Don DeLillo is branded (and is a Brand) as the Elder Statesman of America’s paranoiacs… despite an obvious tonal aversion to atrocity. This is ridiculous.
If Norman Mailer hailed the work of Paul Bowles as heralding the death of the Square, the Square is here to inform Mailer (the way God informed Nietzsche) that its death was greatly exaggerated… and, also, that that Don DeLillo guy is a way-out proposition, man. Don DeLillo is no Paul Bowles, as far as that goes: he’s as safe as warm milk before bed in the 1950s. He’s no square-killer. He’s a stylist of immense talent with the disposition of a supremely-genial dinner date. You can’t really have a Literary King of the Paranoiacs with a tonal aversion to atrocity; not in a 21st century America in which 79% of all registered Conspiranoiacs believe that a former Vice President of the United States would unwind, on the weekends, by hunting Playboy Bunnies with a sniper-scoped rifle.
That DeLillo is one of the genuinely towering post War stylists of Am Lit is a cosmic joke of real nuance: he sheds such dazzling spectra on every page, in range from the unseen to the super-seen, in the service of doing his best not to say too much… not to go too far… not to cross any lines that would scare the horses. The sheep sometimes tremble, as in George Will’s famously clenched-buttock of a review accusing DeLillo’s even-tempered Libra of being an act of “bad citizenship”. But the horses yawn. 55% of registered Conspiranoiacs believe that Catherine the Great fucked horses, after all.
Not even horses fuck horses in DeLillo (though they do in corny old, onomatopoeic Tom Wolfe: the only truly wondrous set piece in A Man in Full featured a “winking” equine cunt that haunts me to this day).

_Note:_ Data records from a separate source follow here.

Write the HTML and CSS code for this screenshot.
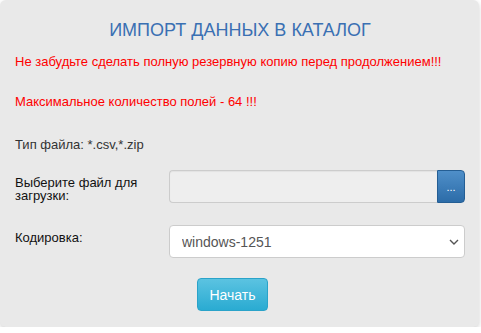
FILE: index.html
```html
<!DOCTYPE html>
<html>

<head>
  <title>Импорт данных в каталог</title>
  <link rel="stylesheet" href="styles.css">
</head>

<body>
  <div class="panel">
    <h1 class="title">ИМПОРТ ДАННЫХ В КАТАЛОГ</h1>
    <p class="warning">Не забудьте сделать полную резервную копию перед продолжением!!!</p>
    <p class="warning second">Максимальное количество полей - 64 !!!</p>
    <p class="file-type">Тип файла: *.csv,*.zip</p>

    <form class="import-form">
      <div class="row">
        <label class="row-label" for="fileName">Выберите файл для загрузки:</label>
        <div class="file-group">
          <input type="text" id="fileName" class="file-input" readonly>
          <button type="button" class="browse-button">...</button>
        </div>
      </div>
      <div class="row">
        <label class="row-label" for="encoding">Кодировка:</label>
        <div class="select-wrap">
          <select id="encoding" class="select">
            <option>windows-1251</option>
            <option>utf-8</option>
          </select>
          <svg class="select-arrow" width="10" height="6" viewBox="0 0 10 6">
            <path d="M1 1 L5 5 L9 1" fill="none" stroke="#555" stroke-width="1.4"/>
          </svg>
        </div>
      </div>
      <div class="actions">
        <button type="submit" class="start-button">Начать</button>
      </div>
    </form>
  </div>
</body>

</html>
```

FILE: styles.css
```css
body {
  font-family: "Liberation Sans", Arial, sans-serif;
  font-size: 13px;
  color: #333333;
  background-color: #ffffff;
  margin: 0;
  padding: 0;
}

.panel {
  width: 479px;
  height: 327px;
  box-sizing: border-box;
  padding: 18px 14px 15px 15px;
  background-color: #e9e9e9;
  border-radius: 6px;
  box-shadow: 0 2px 5px rgba(0, 0, 0, 0.18);
}

.title {
  margin: 0 0 11px 0;
  font-size: 18px;
  font-weight: normal;
  line-height: 24px;
  color: #3a70b3;
  text-align: center;
}

.warning {
  margin: 0;
  color: #ff0000;
  line-height: 18px;
}

.warning.second {
  margin-top: 22px;
}

.file-type {
  margin: 25px 0 0 0;
  line-height: 18px;
}

.import-form {
  margin-top: 16px;
}

.row {
  display: flex;
  margin-bottom: 22px;
}

.row-label {
  width: 154px;
  flex-shrink: 0;
  padding-top: 6px;
  line-height: 13px;
  color: #111111;
}

.file-group {
  flex: 1;
  display: flex;
  height: 33px;
}

.file-input {
  flex: 1;
  min-width: 0;
  height: 33px;
  box-sizing: border-box;
  margin: 0;
  border: 1px solid #cccccc;
  border-right: none;
  border-radius: 4px 0 0 4px;
  background-color: #eeeeee;
  box-shadow: inset 0 1px 1px rgba(0, 0, 0, 0.05);
}

.browse-button {
  width: 28px;
  height: 33px;
  margin: 0;
  padding: 0;
  border: 1px solid #245e94;
  border-radius: 0 4px 4px 0;
  background: linear-gradient(#4f8fc9, #2c6ca8);
  color: #ffffff;
  font-size: 11px;
  font-family: "Liberation Sans", Arial, sans-serif;
  cursor: pointer;
}

.select-wrap {
  flex: 1;
  position: relative;
}

.select {
  width: 100%;
  height: 33px;
  padding: 0 12px;
  margin: 0;
  box-sizing: border-box;
  border: 1px solid #cccccc;
  border-radius: 4px;
  background-color: #ffffff;
  font-family: "Liberation Sans", Arial, sans-serif;
  font-size: 14px;
  color: #555555;
  appearance: none;
  -webkit-appearance: none;
}

.select-arrow {
  position: absolute;
  right: 6px;
  top: 14px;
  pointer-events: none;
}

.actions {
  margin-top: -2px;
  padding-left: 182px;
}

.start-button {
  width: 71px;
  height: 33px;
  padding: 0;
  border: 1px solid #2aa3c9;
  border-radius: 4px;
  background: linear-gradient(#5bc3e1, #2aabd2);
  color: #ffffff;
  font-family: "Liberation Sans", Arial, sans-serif;
  font-size: 14px;
  cursor: pointer;
}
```
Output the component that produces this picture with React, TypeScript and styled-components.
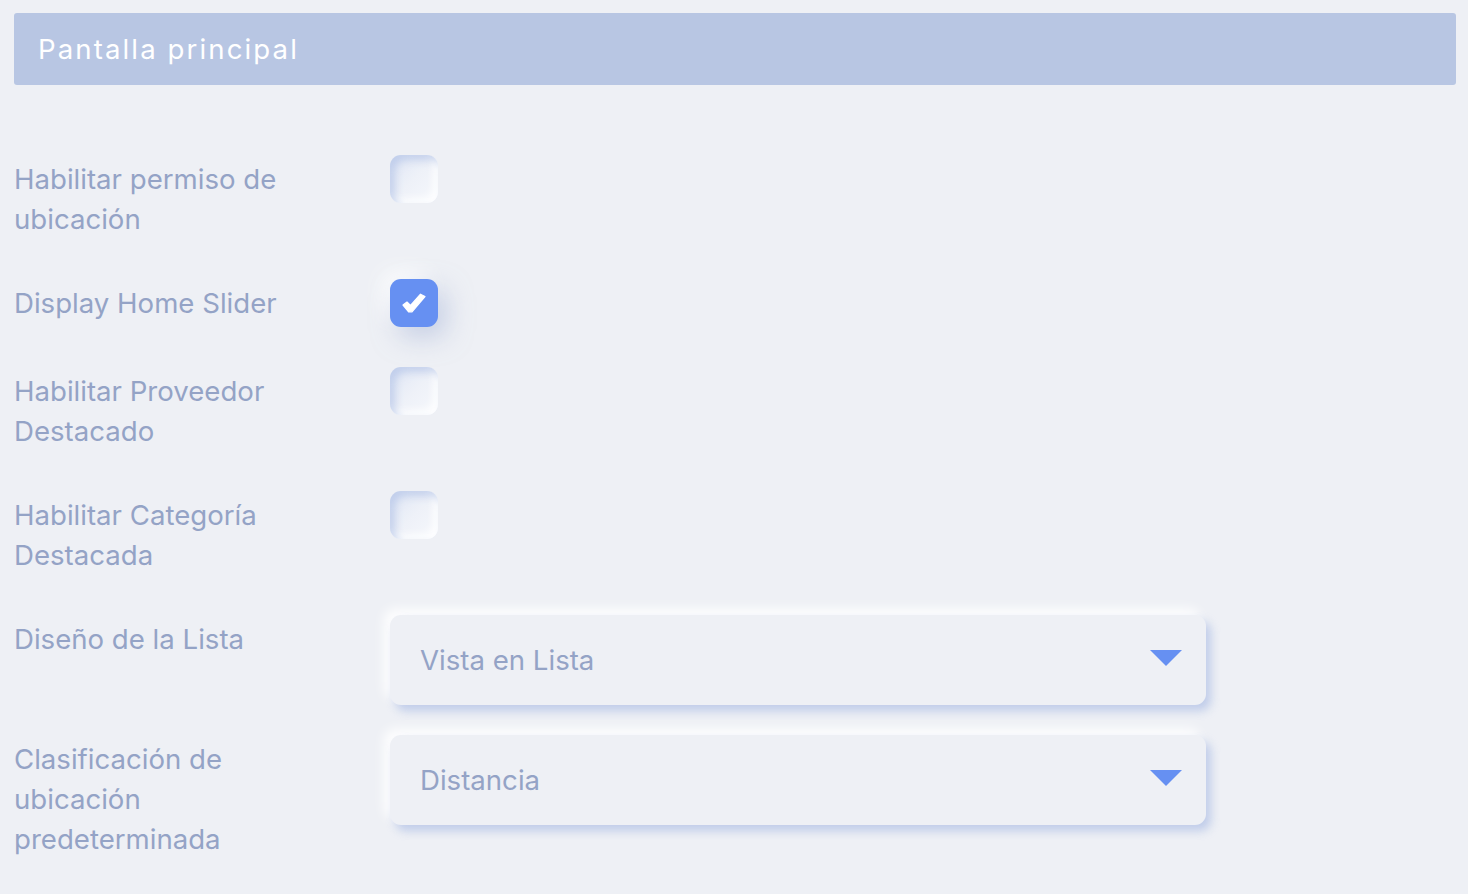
import React from "react";
import styled, { createGlobalStyle } from "styled-components";

const Global = createGlobalStyle`
  html, body { margin: 0; padding: 0; background: #eef0f5; }
  body { font-family: Inter, "Noto Sans", sans-serif; }
`;

const Page = styled.div`
  padding: 13px 12px 0 14px;
  min-height: 894px;
  box-sizing: border-box;
  background: #eef0f5;
`;

const Header = styled.div`
  height: 72px;
  background: #b8c6e3;
  border-radius: 3px;
  display: flex;
  align-items: center;
  padding-left: 24px;
  color: #ffffff;
  font-size: 27.6px;
  letter-spacing: 2.1px;
  font-weight: 400;
`;

const Form = styled.div`
  display: flex;
  flex-direction: column;
  padding-top: 70px;
`;

const Row = styled.div<{ $mb: number }>`
  display: flex;
  align-items: flex-start;
  margin-bottom: ${(p) => p.$mb}px;
`;

const Label = styled.div`
  width: 376px;
  padding-right: 90px;
  box-sizing: border-box;
  padding-top: 4px;
  font-size: 27.6px;
  line-height: 40px;
  color: #94a3c6;
  flex-shrink: 0;
`;

const Check = styled.div<{ $on?: boolean }>`
  width: 48px;
  height: 48px;
  border-radius: 11px;
  box-sizing: border-box;
  display: flex;
  align-items: center;
  justify-content: center;
  background: ${(p) =>
    p.$on ? "#6690f2" : "linear-gradient(135deg, #dfe6f5 0%, #eef1f8 50%, #f6f8fc 100%)"};
  box-shadow: ${(p) =>
    p.$on
      ? "8px 10px 26px rgba(160,176,214,0.5), -8px -8px 20px rgba(255,255,255,0.9)"
      : "inset 5px 5px 8px rgba(170,188,228,0.6), inset -4px -4px 8px rgba(255,255,255,1)"};
`;

const Tick = styled.svg`
  width: 24px;
  height: 20px;
  display: block;
  margin-left: -1px;
`;

const Select = styled.div`
  width: 816px;
  height: 90px;
  border-radius: 11px;
  background: #eef0f5;
  display: flex;
  align-items: center;
  justify-content: space-between;
  padding: 0 24px 0 30px;
  box-sizing: border-box;
  font-size: 27.6px;
  color: #94a3c6;
  box-shadow: 5px 6px 10px rgba(176,192,230,0.75), -6px -6px 12px rgba(255,255,255,0.95);
`;

const Caret = styled.svg`
  width: 32px;
  height: 17px;
  display: block;
  margin-top: -4px;
`;

const Arrow = () => (
  <Caret viewBox="0 0 32 17">
    <polygon points="0,0 32,0 16,16" fill="#6690f2" />
  </Caret>
);

const CheckMark = () => (
  <Tick viewBox="0 0 24 20">
    <polygon
      points="1,12 5,9 8.5,12.5 18.5,1.2 23,3.5 10,18.8 6.8,19"
      fill="#ffffff"
      stroke="#ffffff"
      strokeWidth="1.2"
      strokeLinejoin="round"
    />
  </Tick>
);

export default function App() {
  return (
    <>
      <Global />
      <Page>
        <Header>Pantalla principal</Header>
        <Form>
          <Row $mb={40}>
            <Label>Habilitar permiso de ubicación</Label>
            <Check />
          </Row>
          <Row $mb={40}>
            <Label>Display Home Slider</Label>
            <Check $on>
              <CheckMark />
            </Check>
          </Row>
          <Row $mb={40}>
            <Label>Habilitar Proveedor Destacado</Label>
            <Check />
          </Row>
          <Row $mb={40}>
            <Label>Habilitar Categoría Destacada</Label>
            <Check />
          </Row>
          <Row $mb={30}>
            <Label>Diseño de la Lista</Label>
            <Select>
              <span>Vista en Lista</span>
              <Arrow />
            </Select>
          </Row>
          <Row $mb={0}>
            <Label>Clasificación de ubicación predeterminada</Label>
            <Select>
              <span>Distancia</span>
              <Arrow />
            </Select>
          </Row>
        </Form>
      </Page>
    </>
  );
}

DeLillo is a gentleman of the knowing-chuckle-on-the-stoop school. He allegorizes his mistrust of politicians in a wry hand-in-the-cookie jar, Norman-Rockwellian fashion. Or, say: imagine “Guernica” as painted by Rockwell and Rockwell’s “Little League” as painted by Picasso… imagine a diptych of these: that’s DeLillo’s tone as a Literary Philosopher (even if his personal tastes run to Coltrane and Pollock). This would account for the mainstream appeal of his bomb-throwing syntax.
He was the Edgar Cayce of the World Trade Center until it actually fell down. A lyric game of feint and implication is great until history calls your bluff and makes an extremely explicit statement in rubble and lava: then what? Falling Man was DeLillo coming out with his hands up. Falling Man was a white flag. The DeLillo of Mao ll and Underworld was like the greatest poet of 19th century France waging an irresistible campaign to romance a late-20th century starlet with silicon tits and a wad of gum in her mouth… until he got her in bed. At some point the poetry had to stop. He’d rather it hadn’t.
Every time I read Underworld, it astonishes me for two reasons: A) as 827 pages of unmatched (and consistent) epic poetry and B) a mainstreamy, Copelandesque hymn to “America” I don’t detest. DeLillo can’t even muster a tenth of Henry Miller’s cynical horror about the obvious gap between the golden myths America tells itself, at bedtime, before her prayers, every night, and her scream-soaked reality… not one-thousandth of Burroughs’ or the socio-politically schizoid Gore Vidal’s. There are no fire-dancing niggers or eviscerated hookers in Don DeLillo’s oeuvre, despite the fact that his Libra is a masterpiece of lyric clairvoyance on the subject of the forces that gathered to speed the projectiles which forced a man’s head open.
Underworld opens with the ’57 World Series, for chrissakes. I hate fucking baseball.